Sweden announced on Thursday plans to launch night train services connecting Swedish cities with Hamburg and Brussels.
It comes after other European countries made similar announcements in recent months to resurrect sleeper trains.
So as travel in Europe gets on a roll in the wake of the coronavirus lockdown, travellers are looking for modes of transport that offer social distancing along with greener credentials. Could night trains be the answer?
The Swedish government has now tasked the country's transport authority with procuring carriages and establishing timetables and the service is planned to start no later than August 1, 2022.
Swedish authorities were unable to organise night train traffic through Germany, because of its busy rail network. So the service from Stockholm will stop at Hamburg. The other service will connect Malmö with the EU capital Brussels.
"This is something we've been pushing for, for a long time," Swedish MEP Jakop Dalunde from the Swedish Greens, who is also a member of the EU's TRAN committee, told Euronews.
Elsewhere on the continent, France's transport secretary announced that a night train running from Paris in the north to Nice on the south coast would be up and running again in two years after it was scrapped in 2017.
In January, a new night service kicked off linking the Austrian capital Vienna with Brussels, but the coronavirus crisis has seen the service halted for the moment.
One advocacy group is touting the Belgian capital as a hub for the continent's sleeper service: Back on Track Belgium argued that Brussel's central location and international population make it easy to link to its surrounding countries and even the UK.

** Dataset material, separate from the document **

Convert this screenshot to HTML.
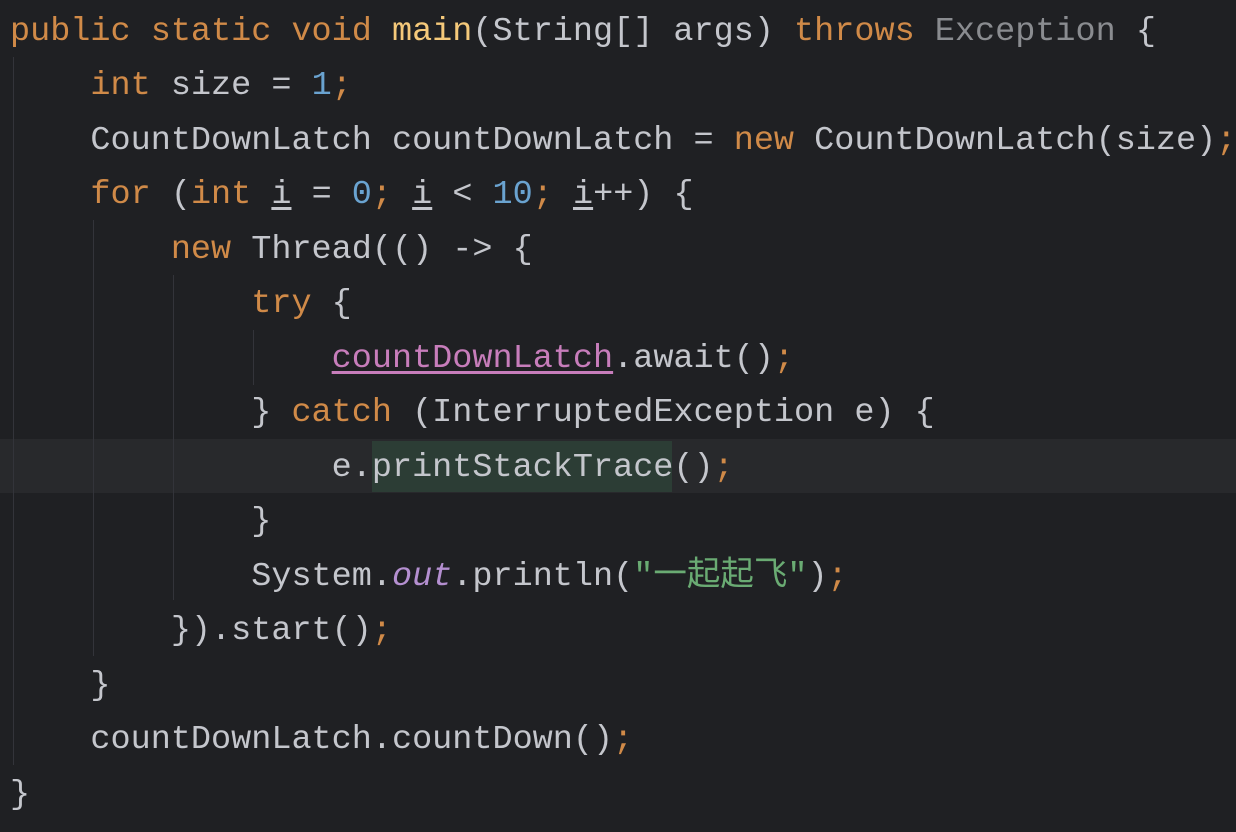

Environmental NGOs are putting pressure on governments to get behind the rail revival and ditch low-cost air travel.
"The revival of overnight trains is a great development for the environment and is safer in these times of global pandemic," Khaled Diab, spokesperson for the European Environmental Bureau told Euronews. "It is also a comfortable and even romantic way to travel."
He argued that governments should stop subsidising and rescuing airlines and instead invest in making train travel and other sustainable modes of transportation more accessible and affordable.
This is something Dalunde also supports and says he is working on better conditions for rail travel on an EU level so subsidies are no longer required for night trains.
"We don't want to stop people flying as it has a role to play, but airlines need to pay," he said, adding that if air carriers were made to pay carbon and energy tax, this could be invested into making sleeper trains a more affordable and better mode of transport.
The MEP wants to see money from higher taxes on low-cost airlines funnelled into lowering track fees, repairing to tracks to reduce delays and improving Europe-wide ticketing systems, which would all serve to encourage countries to establish night trains.
With COVID-19 protection measures like lockdowns and home office forcing Europeans into putting on the breaks, many could now be more willing to accept slower means of transport like sleeper trains to access their other benefits.